_Work to do_.
Below are entries; repeat exactly, and nothing else, the lines from the one holding "Convert this screenshot" through the one holding "string; sentiment: number", inclusive. Leave the pictures out.

_Provided data_.
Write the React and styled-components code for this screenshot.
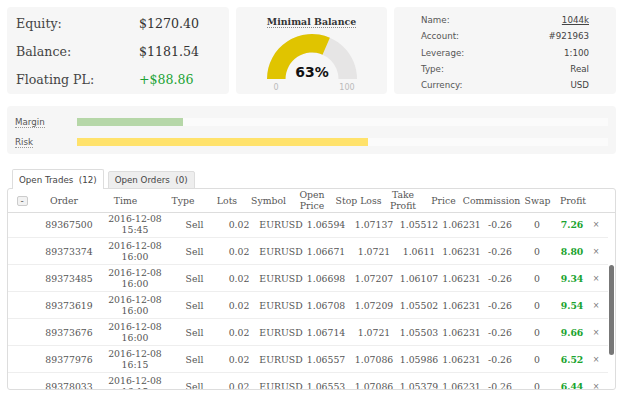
import React, { useLayoutEffect, useRef } from "react";
import styled, { createGlobalStyle } from "styled-components";

const GlobalStyle = createGlobalStyle`
  html, body { margin: 0; padding: 0; background: #fff; }
  body { font-family: "DejaVu Sans", sans-serif; color: #444; }
  * { box-sizing: border-box; }
`;

const trades = [
  ["89359812", "2016-12-08", "14:30", "1.06702", "1.07244", "1.05621", "9.98"],
  ["89361447", "2016-12-08", "15:00", "1.06655", "1.07198", "1.05574", "8.48"],
  ["89364209", "2016-12-08", "15:15", "1.06612", "1.07151", "1.05530", "7.62"],
  ["89367500", "2016-12-08", "15:45", "1.06594", "1.07137", "1.05512", "7.26"],
  ["89373374", "2016-12-08", "16:00", "1.06671", "1.0721", "1.0611", "8.80"],
  ["89373485", "2016-12-08", "16:00", "1.06698", "1.07207", "1.06107", "9.34"],
  ["89373619", "2016-12-08", "16:00", "1.06708", "1.07209", "1.05502", "9.54"],
  ["89373676", "2016-12-08", "16:00", "1.06714", "1.0721", "1.05503", "9.66"],
  ["89377976", "2016-12-08", "16:15", "1.06557", "1.07086", "1.05986", "6.52"],
  ["89378033", "2016-12-08", "16:15", "1.06553", "1.07086", "1.05379", "6.44"],
  ["89379120", "2016-12-08", "16:30", "1.06540", "1.07071", "1.05366", "6.18"],
  ["89380455", "2016-12-08", "16:45", "1.06528", "1.07062", "1.05351", "5.94"],
];

function Gauge({ value }) {
  const a = Math.PI - (value / 100) * Math.PI;
  const ox = (45 * Math.cos(a)).toFixed(2);
  const oy = (-45 * Math.sin(a)).toFixed(2);
  const ix = (26.5 * Math.cos(a)).toFixed(2);
  const iy = (-26.5 * Math.sin(a)).toFixed(2);
  return (
    <svg width="110" height="62" viewBox="-55 -47 110 62">
      <path d="M -45 0 A 45 45 0 0 1 45 0 L 26.5 0 A 26.5 26.5 0 0 0 -26.5 0 Z" fill="#e6e5e5" />
      <path d={`M -45 0 A 45 45 0 0 1 ${ox} ${oy} L ${ix} ${iy} A 26.5 26.5 0 0 0 -26.5 0 Z`} fill="#e0c400" />
      <text x="0" y="-2" textAnchor="middle" fontFamily="DejaVu Sans, sans-serif" fontWeight="bold" fontSize="14" fill="#111">
        {value}%
      </text>
      <text x="-36" y="11" textAnchor="middle" fontFamily="DejaVu Sans, sans-serif" fontSize="8" fill="#bbb">0</text>
      <text x="35" y="11" textAnchor="middle" fontFamily="DejaVu Sans, sans-serif" fontSize="8" fill="#bbb">100</text>
    </svg>
  );
}

export default function App() {
  const bodyRef = useRef(null);
  useLayoutEffect(() => {
    if (bodyRef.current) bodyRef.current.scrollTop = 83;
  }, []);

  return (
    <Page>
      <GlobalStyle />
      <TopRow>
        <SummaryPanel>
          <SumLabel>Equity:</SumLabel>
          <SumValue>$1270.40</SumValue>
          <SumLabel>Balance:</SumLabel>
          <SumValue>$1181.54</SumValue>
          <SumLabel>Floating PL:</SumLabel>
          <SumValue $green>+$88.86</SumValue>
        </SummaryPanel>
        <GaugePanel>
          <GaugeTitle>Minimal Balance</GaugeTitle>
          <Gauge value={63} />
        </GaugePanel>
        <InfoPanel>
          <InfoLabel>Name:</InfoLabel>
          <InfoValue $link>1044k</InfoValue>
          <InfoLabel>Account:</InfoLabel>
          <InfoValue>#921963</InfoValue>
          <InfoLabel>Leverage:</InfoLabel>
          <InfoValue>1:100</InfoValue>
          <InfoLabel>Type:</InfoLabel>
          <InfoValue>Real</InfoValue>
          <InfoLabel>Currency:</InfoLabel>
          <InfoValue>USD</InfoValue>
        </InfoPanel>
      </TopRow>

      <BarsPanel>
        <BarLabel>Margin</BarLabel>
        <Track>
          <Fill style={{ width: "20%" }} $color="#b6d7a8" />
        </Track>
        <BarLabel>Risk</BarLabel>
        <Track>
          <Fill style={{ width: "54.8%" }} $color="#ffe26b" />
        </Track>
      </BarsPanel>

      <Tabs>
        <Tab $active>Open Trades&nbsp; (12)</Tab>
        <Tab>Open Orders&nbsp; (0)</Tab>
      </Tabs>

      <TableBox>
        <HeadRow>
          <HeadCell>
            <Toggle>-</Toggle>
          </HeadCell>
          <HeadCell>Order</HeadCell>
          <HeadCell>Time</HeadCell>
          <HeadCell>Type</HeadCell>
          <HeadCell>Lots</HeadCell>
          <HeadCell>Symbol</HeadCell>
          <HeadCell>Open<br />Price</HeadCell>
          <HeadCell>Stop Loss</HeadCell>
          <HeadCell>Take<br />Profit</HeadCell>
          <HeadCell>Price</HeadCell>
          <HeadCell>Commission</HeadCell>
          <HeadCell>Swap</HeadCell>
          <HeadCell>Profit</HeadCell>
          <HeadCell />
        </HeadRow>
        <Body ref={bodyRef}>
          {trades.map((t) => (
            <Row key={t[0]}>
              <Cell />
              <Cell>{t[0]}</Cell>
              <Cell>{t[1]}<br />{t[2]}</Cell>
              <Cell>Sell</Cell>
              <Cell>0.02</Cell>
              <Cell>EURUSD</Cell>
              <Cell>{t[3]}</Cell>
              <Cell>{t[4]}</Cell>
              <Cell>{t[5]}</Cell>
              <Cell>1.06231</Cell>
              <Cell>-0.26</Cell>
              <Cell>0</Cell>
              <Cell $profit>{t[6]}</Cell>
              <Close>×</Close>
            </Row>
          ))}
        </Body>
        <ScrollThumb />
      </TableBox>
    </Page>
  );
}

const Page = styled.div`
  width: 625px;
  padding: 7px 9px 0 7px;
`;

const TopRow = styled.div`
  display: flex;
  gap: 7px;
  height: 87px;
`;

const Panel = styled.div`
  background: #f6f6f6;
  border-radius: 4px;
`;

const SummaryPanel = styled(Panel)`
  width: 222px;
  display: grid;
  grid-template-columns: 123px 1fr;
  grid-auto-rows: 28px;
  align-items: center;
  padding: 2px 0 0 9px;
  font-family: "DejaVu Serif", serif;
  font-size: 12.6px;
  color: #444;
`;

const SumLabel = styled.div``;

const SumValue = styled.div`
  color: ${(p) => (p.$green ? "#1ba334" : "#333")};
`;

const GaugePanel = styled(Panel)`
  width: 151px;
  display: flex;
  flex-direction: column;
  align-items: center;
  padding-top: 9px;
  gap: 4px;
`;

const GaugeTitle = styled.div`
  font-family: "DejaVu Serif", serif;
  font-weight: bold;
  font-size: 9.4px;
  line-height: 11px;
  color: #333;
  border-bottom: 1px dotted #888;
`;

const InfoPanel = styled(Panel)`
  width: 222px;
  display: grid;
  grid-template-columns: 1fr auto;
  grid-auto-rows: 16.3px;
  align-items: center;
  padding: 5px 27px 0;
  font-size: 8.7px;
  color: #555;
`;

const InfoLabel = styled.div``;

const InfoValue = styled.div`
  text-align: right;
  color: #444;
  text-decoration: ${(p) => (p.$link ? "underline" : "none")};
`;

const BarsPanel = styled(Panel)`
  margin-top: 12px;
  height: 48px;
  display: grid;
  grid-template-columns: 62px 1fr;
  grid-auto-rows: 20px;
  align-items: center;
  padding: 6px 8px 0 8px;
`;

const BarLabel = styled.div`
  justify-self: start;
  font-size: 8.7px;
  line-height: 10px;
  color: #555;
  border-bottom: 1px dotted #999;
`;

const Track = styled.div`
  height: 8px;
  background: #fbfbfb;
`;

const Fill = styled.div`
  height: 100%;
  background: ${(p) => p.$color};
`;

const Tabs = styled.div`
  display: flex;
  align-items: flex-end;
  gap: 4px;
  margin-top: 15px;
  padding-left: 5px;
  position: relative;
  z-index: 1;
  margin-bottom: -1px;
`;

const Tab = styled.div`
  height: ${(p) => (p.$active ? "20px" : "18px")};
  padding: 0 6px;
  display: flex;
  align-items: center;
  font-size: 8.7px;
  color: #444;
  background: ${(p) => (p.$active ? "#fff" : "#eee")};
  border: 1px solid #ddd;
  border-bottom: ${(p) => (p.$active ? "none" : "1px solid #ddd")};
  border-radius: 2px 2px 0 0;
`;

const TableBox = styled.div`
  position: relative;
  width: 609px;
  border: 1px solid #ddd;
  border-radius: 3px;
  background: #fff;
  font-family: "DejaVu Serif", serif;
  font-size: 9.3px;
  color: #555;
  overflow: hidden;
`;

const HeadRow = styled.div`
  display: grid;
  grid-template-columns: 28px 56px 67px 48px 40px 43px 44px 49px 40px 41px 55px 37px 34px 1fr;
  height: 24px;
  padding-top: 1px;
  border-bottom: 1px solid #ddd;
  align-items: center;
`;

const HeadCell = styled.div`
  text-align: center;
  white-space: nowrap;
  line-height: 10.7px;
  display: flex;
  justify-content: center;
`;

const Toggle = styled.div`
  width: 11px;
  height: 10px;
  border: 1px solid #ccc;
  border-radius: 2px;
  background: #f2f2f2;
  font-family: "DejaVu Sans", sans-serif;
  font-size: 9px;
  line-height: 8px;
  color: #555;
  text-align: center;
`;

const Body = styled.div`
  height: 176px;
  overflow: hidden;
  padding-right: 7px;
`;

const ScrollThumb = styled.div`
  position: absolute;
  right: 1px;
  top: 76px;
  width: 5px;
  height: 90px;
  border-radius: 3px;
  background: #777;
`;

const Row = styled.div`
  display: grid;
  grid-template-columns: 28px 66px 66px 53px 36px 48px 42px 54px 36px 49px 28px 46px 24px 24px;
  height: 27px;
  border-bottom: 1px solid #eee;
  align-items: center;
`;

const Cell = styled.div`
  text-align: center;
  white-space: nowrap;
  line-height: 11px;
  display: flex;
  justify-content: center;
  font-weight: ${(p) => (p.$profit ? "bold" : "normal")};
  color: ${(p) => (p.$profit ? "#1aa32f" : "#555")};
`;

const Close = styled.div`
  text-align: center;
  font-family: "DejaVu Sans", sans-serif;
  font-size: 8px;
  color: #777;
`;
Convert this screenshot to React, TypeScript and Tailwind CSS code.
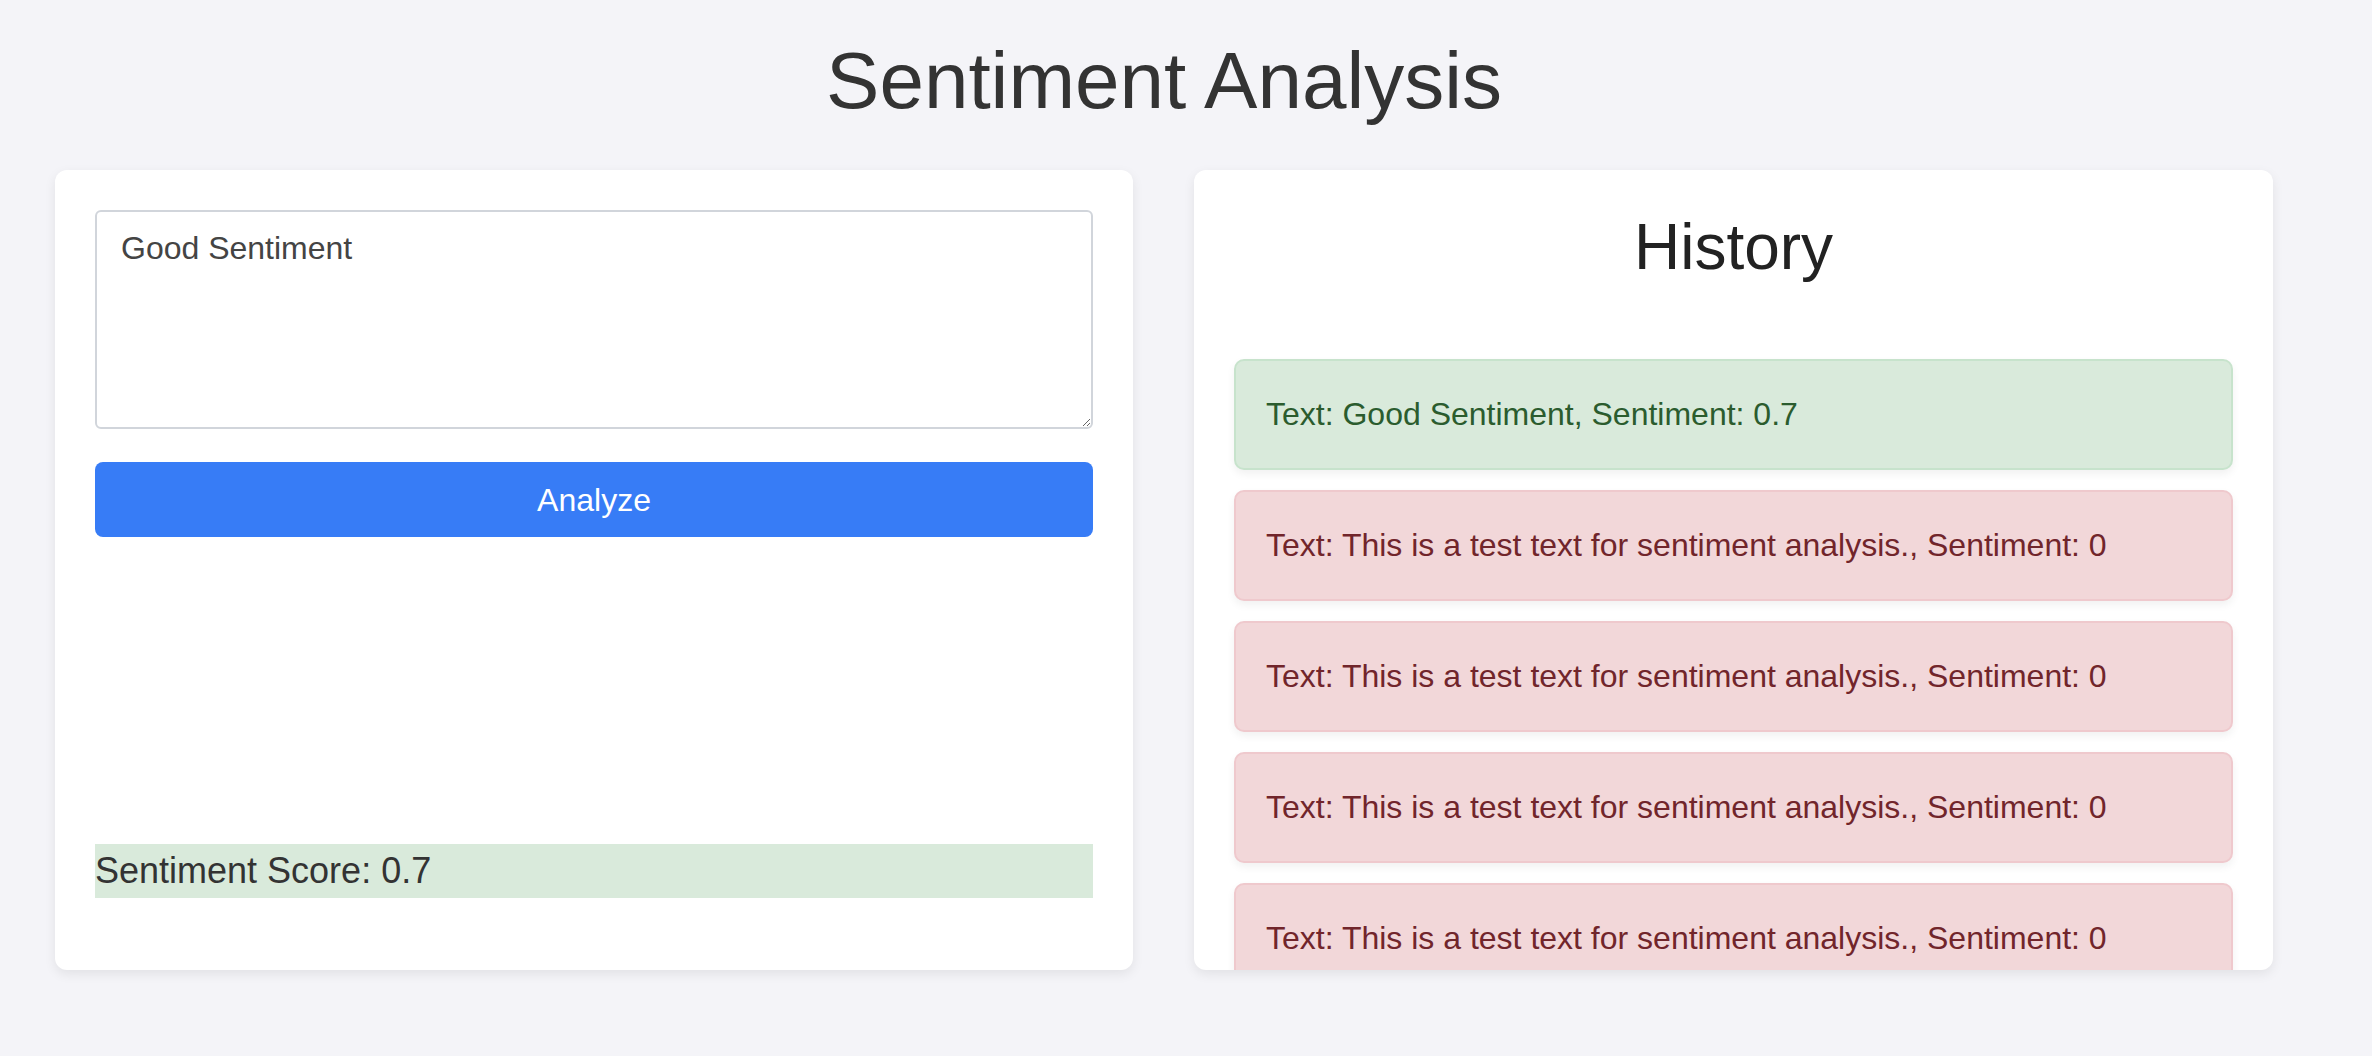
import { useState } from 'react';

type Entry = { text: string; sentiment: number };

const history: Entry[] = [
  { text: 'Good Sentiment', sentiment: 0.7 },
  { text: 'This is a test text for sentiment analysis.', sentiment: 0 },
  { text: 'This is a test text for sentiment analysis.', sentiment: 0 },
  { text: 'This is a test text for sentiment analysis.', sentiment: 0 },
  { text: 'This is a test text for sentiment analysis.', sentiment: 0 },
  { text: 'This is a test text for sentiment analysis.', sentiment: 0 },
];

function HistoryItem({ entry }: { entry: Entry }) {
  const positive = entry.sentiment > 0;
  return (
    <div
      className={
        positive
          ? 'mb-[20px] rounded-[10px] border-2 border-[#c7e3cc] bg-[#d9eadb] px-[30px] py-[30px] text-[32px] leading-[47px] text-[#2b5c2e] shadow-[0_4px_8px_rgba(0,0,0,0.06)]'
          : 'mb-[20px] rounded-[10px] border-2 border-[#efc9cd] bg-[#f2d7d9] px-[30px] py-[30px] text-[32px] leading-[47px] text-[#71252b] shadow-[0_4px_8px_rgba(0,0,0,0.06)]'
      }
    >
      Text: {entry.text}, Sentiment: {entry.sentiment}
    </div>
  );
}

export default function App() {
  const [text, setText] = useState('Good Sentiment');
  const score = 0.7;

  return (
    <div className="min-h-screen w-full bg-[#f4f4f8]" style={{ fontFamily: '"Liberation Sans", Arial, sans-serif' }}>
      <div className="w-[2328px]">
        <h1 className="pt-[35px] mb-[43px] text-center text-[80px] leading-[92px] text-[#333]">Sentiment Analysis</h1>

        <div className="flex gap-[61px] px-[55px]">
          {/* input card */}
          <div className="flex h-[800px] w-[1078px] flex-col rounded-[12px] bg-white p-[40px] shadow-[0_4px_12px_rgba(0,0,0,0.08)]">
            <textarea
              value={text}
              onChange={(e) => setText(e.target.value)}
              className="block h-[219px] w-full resize-y rounded-[6px] border-2 border-[#d1d5db] px-[24px] py-[18px] text-[32px] leading-[37px] text-[#444] outline-none"
            />
            <button className="mt-[33px] h-[75px] w-full rounded-[8px] bg-[#377cf6] text-[32px] text-white">
              Analyze
            </button>
            <div className="mt-[307px] h-[54px] bg-[#d9eadb] text-[36px] leading-[54px] text-[#333]">
              Sentiment Score: {score}
            </div>
          </div>

          {/* history card */}
          <div className="h-[800px] w-[1079px] overflow-hidden rounded-[12px] bg-white p-[40px] shadow-[0_4px_12px_rgba(0,0,0,0.08)]">
            <h2 className="mb-[75px] text-center text-[64px] leading-[74px] text-[#222]">History</h2>
            <div>
              {history.map((entry, i) => (
                <HistoryItem key={i} entry={entry} />
              ))}
            </div>
          </div>
        </div>
      </div>
    </div>
  );
}
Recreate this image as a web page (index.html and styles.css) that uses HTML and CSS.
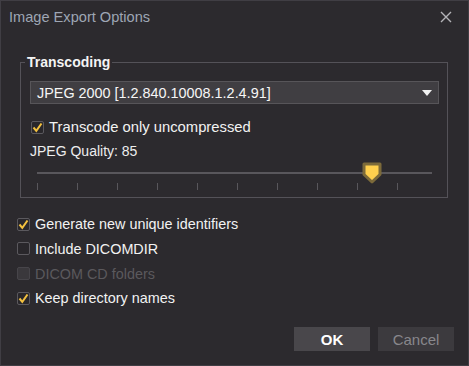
FILE: index.html
```html
<!DOCTYPE html>
<html lang="en">
<head>
    <meta charset="UTF-8">
    <title>Image Export Options</title>
    <link rel="stylesheet" href="styles.css">
</head>
<body>
    <div class="dialog">
        <div class="title-bar">
            <span class="title">Image Export Options</span>
            <svg class="close" width="12" height="12" viewBox="0 0 12 12">
                <path d="M1 1 L11 11 M11 1 L1 11" stroke="#b4b4b8" stroke-width="1.4" fill="none"/>
            </svg>
        </div>

        <fieldset class="group">
            <legend>Transcoding</legend>
            <div class="combo">
                <span>JPEG 2000 [1.2.840.10008.1.2.4.91]</span>
                <svg class="arrow" width="10" height="6" viewBox="0 0 10 6"><path d="M0 0 H10 L5 6 Z" fill="#f2f2f2"/></svg>
            </div>
            <label class="check checked">
                <span class="box"><svg width="11" height="11" viewBox="0 0 11 11"><path d="M1.5 5.5 L4.3 8.8 L9.5 1.5" stroke="#f3c13f" stroke-width="2" fill="none"/></svg></span>
                Transcode only uncompressed
            </label>
            <div class="quality">JPEG Quality: 85</div>
            <div class="slider">
                <div class="track"></div>
                <div class="ticks"></div>
                <svg class="handle" width="20" height="22" viewBox="0 0 20 22">
                    <path d="M2 2 H18 V12.5 L10 20 L2 12.5 Z" fill="#ffd04e" stroke="#7c6a3a" stroke-width="3" stroke-linejoin="round"/>
                </svg>
            </div>
        </fieldset>

        <div class="options">
            <label class="check checked">
                <span class="box"><svg width="11" height="11" viewBox="0 0 11 11"><path d="M1.5 5.5 L4.3 8.8 L9.5 1.5" stroke="#f3c13f" stroke-width="2" fill="none"/></svg></span>
                Generate new unique identifiers
            </label>
            <label class="check">
                <span class="box"></span>
                Include DICOMDIR
            </label>
            <label class="check disabled">
                <span class="box"></span>
                DICOM CD folders
            </label>
            <label class="check checked">
                <span class="box"><svg width="11" height="11" viewBox="0 0 11 11"><path d="M1.5 5.5 L4.3 8.8 L9.5 1.5" stroke="#f3c13f" stroke-width="2" fill="none"/></svg></span>
                Keep directory names
            </label>
        </div>

        <div class="buttons">
            <button class="ok">OK</button>
            <button class="cancel">Cancel</button>
        </div>
    </div>
</body>
</html>
```

FILE: styles.css
```css
body {
    margin: 0;
    padding: 0;
    background-color: #2c2a2e;
    font-family: 'Liberation Sans', Arial, sans-serif;
    color: #f0f0f0;
}

.dialog {
    width: 469px;
    height: 366px;
    box-sizing: border-box;
    border: 1px solid #403e44;
    background-color: #2c2a2e;
    position: relative;
}

.title-bar {
    display: flex;
    justify-content: space-between;
    align-items: center;
    height: 32px;
    padding: 0 16px 0 8px;
}

.title {
    font-size: 14.6px;
    color: #9ea6b4;
    margin-top: -1px;
}

.close {
    margin-top: -1px;
}

.group {
    margin: 21px 20px 0 19px;
    padding: 11px 8px 7px 9px;
    border: 1px solid #545258;
    border-radius: 0;
}

.group legend {
    font-weight: bold;
    font-size: 14px;
    line-height: 16px;
    color: #f4f4f4;
    padding: 0 2px;
    margin-left: -5px;
}

.combo {
    display: flex;
    justify-content: space-between;
    align-items: center;
    height: 21px;
    border: 1px solid #575559;
    background-color: #403e42;
    padding: 0 6px 0 6px;
    font-size: 14.4px;
    color: #f6f6f6;
}

.check {
    display: flex;
    align-items: center;
    font-size: 14.4px;
    height: 16px;
    color: #f2f2f2;
}

.box {
    width: 11px;
    height: 11px;
    border: 1px solid #5b595e;
    background-color: #29272b;
    border-radius: 2px;
    margin-right: 5px;
    display: flex;
    align-items: center;
    justify-content: center;
    flex-shrink: 0;
}

.group .check {
    margin-top: 15px;
    margin-left: 1px;
    font-size: 14.8px;
}

.quality {
    font-size: 14px;
    line-height: 16px;
    margin-top: 8px;
    color: #eeeeee;
}

.slider {
    position: relative;
    margin: 13px 0 0 7px;
    width: 395px;
    height: 18px;
}

.track {
    height: 2px;
    background-color: #59575c;
}

.ticks {
    margin-top: 9px;
    width: 361px;
    height: 7px;
    background: repeating-linear-gradient(to right, #59575c 0 1px, transparent 1px 40px);
}

.handle {
    position: absolute;
    left: 325px;
    top: -10px;
}

.options {
    padding: 18px 0 0 16px;
    display: flex;
    flex-direction: column;
    gap: 8.8px;
}

.check.disabled {
    color: #5b595d;
}

.check.disabled .box {
    background-color: #3a383c;
    border-color: #47454a;
}

.buttons {
    position: absolute;
    right: 14px;
    bottom: 14px;
    display: flex;
    gap: 8px;
}

button {
    width: 76px;
    height: 24px;
    border: none;
    font-family: 'Liberation Sans', Arial, sans-serif;
    font-size: 15px;
    padding: 0;
}

.ok {
    background-color: #49474b;
    color: #ffffff;
    font-weight: bold;
}

.cancel {
    background-color: #3c3a3e;
    color: #88878c;
}
```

_Exercise answer_.
Convert this screenshot to React, TypeScript and Tailwind CSS code.
import { useState } from 'react';

type Entry = { text: string; sentiment: number };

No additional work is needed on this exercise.